The Wall Street Journal editorializes, “What is the biggest danger to this new GOP?…The real threat to a GOP return to power is its failure to reach out to minority voters, especially Hispanics. Even if they win 60% of white voters this year, Republicans won’t retain a governing majority for long unless they find a way to appeal to minority voters who are growing as a share of the electorate.  This means fielding more diverse candidates, which the party is beginning to do. But it also means adjusting its rhetoric and policies on immigration. A cranky, crabbed view of immigration sends a cultural message that the GOP doesn’t welcome minority voters, and it contradicts the themes of optimism and growth that appeal to most voters.”

USA Today writes in an editorial that, “Hispanic voters represent one of the biggest opportunities for the Republican Party in winning the White House. They skew conservative on social issues such as abortion and gay marriage. They value hard work and have shown, in the case of former president George W. Bush, a willingness to support Republican candidates.  But today’s GOP is in the clutches of illegal-immigration hawks, the same people who helped torpedo Bush’s efforts at comprehensive reform and who have pushed stringent laws in a number of states under GOP control. Their dominance in the party is hampering one of its best opportunities to expand its base and position itself for the future.

As the Tampa Times reports, Republican strategist Karl Rove told a POLITICO/Tampa Bay Times forum yesterday, “I’m concerned about the Hispanic vote long term…The Republican Party can’t do with a dynamic, growing part of the electorate what it’s done with African-Americans or we might find ourselves at a point where we get 5 percent and we consider ourselves fortunate, where we’re thrilled if we get 10 percent, and we’re ecstatic if we get 13 or 14 percent.”

The Wall Street Journal’s Jason Riley writes in a column that, “The good news is that the Republican National Committee’s 2012 platform will include language supporting a new guest-worker program for foreign nationals.

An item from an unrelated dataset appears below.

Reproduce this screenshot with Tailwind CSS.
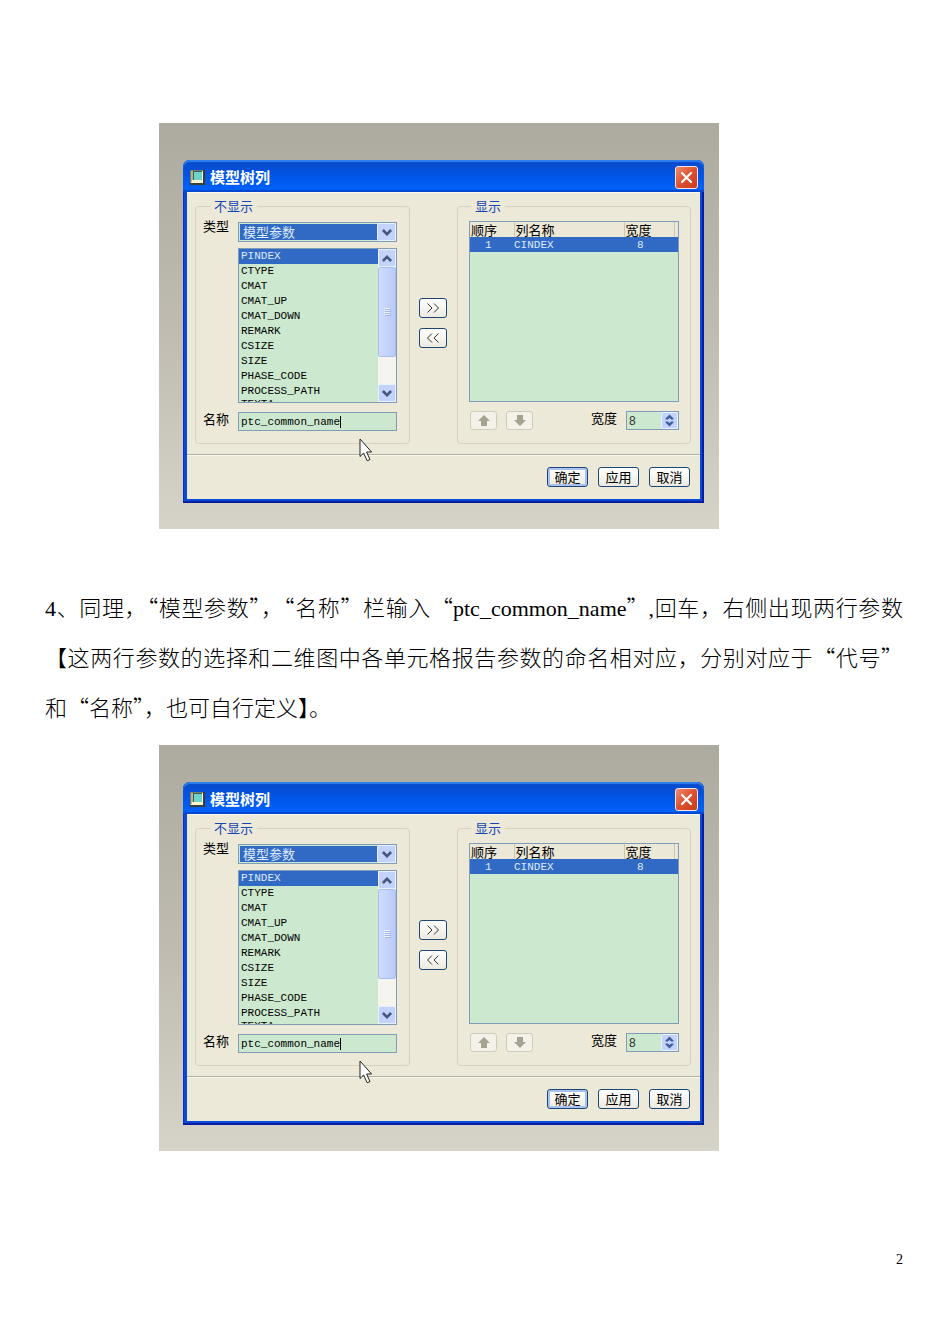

The bad news is that it will also include gratuitously harsh language on border enforcement. Apparently, some Republicans believe that President Obama’s 35-point lead among Latino voters is too narrow.  Since effectively wrapping up the GOP presidential nomination, Mitt Romney hasn’t had much to say about immigration. But Romney campaign advisers, such as Kansas Secretary of State Kris Kobach, are filling the void… Mr. Romney campaigned recently in New Mexico, a state where Hispanics make up a nation-leading 46% of the population. In 2004 President Bush carried not only New Mexico but other swing states with surging Latino populations such as Colorado and Nevada on his way to winning more than 40 percent of the Hispanic vote. Republicans who think that President Bush’s electoral success with Latinos had nothing to do with his welcoming message are kidding themselves and hurting their party.”

Former New Mexico Governor Gary Johnson (R) stated of the Republican Party’s immigration stance in an interview with Salon, “It’s anti-immigration. It borders on racist.  Which is especially insane to me because the GOP spent years trying genuinely hard to reach out to Hispanics.  And then they just sort of let the Nativists take over.  I mean, this is something that I witnessed out on the campaign trail for three years, which is that there is a total disconnect between the rhetoric regarding immigration and the reality. And I’m speaking as a border state…They’re pandering to a very small group that is just flaming unfounded fears.”

Ana Navarro, a pro-immigration reform Republican strategist, gave her unvarnished thoughts to Huffington Post’s Howard Fineman  She told Finema “that Mitt Romney’s campaign was in much worse shape with Latinos than McCain was in ’08 – a view that many other Republicans, even some inside the Romney campaign itself, worriedly admit.”  Said Navarro, “Whatever the Romney campaign is doing isn’t visible to the naked eye…They don’t know the community – and what they do know, they don’t seem to like.”

In The New Republic, John Judis writes in a piece entitled “Romney’s Losing Strategy,” that “Republicans should consider not just whether they can win back the presidency in November, but whether they can create a viable majority that can endure past an election cycle.  But they won’t. Mitt Romney and his party are oblivious to their longer term prospects.  They are committed to a strategy that may win this year, but will lead to another Democratic landslide in two or four years… Bush and Rove understood that majority coalitions have never been built on strict consensus. Instead, successful coalitions are heterogeneous…But Romney, perhaps because he is not really a Republican conservative, has sought to be all things to all parts of the Republican base—from the Tea Party opponents of any social spending to the nativists worried about a Mexican takeover of America to religious conservatives wanting to ban all abortions. As a result, Romney has closed off opportunities to pick off parts of the Democratic coalition.”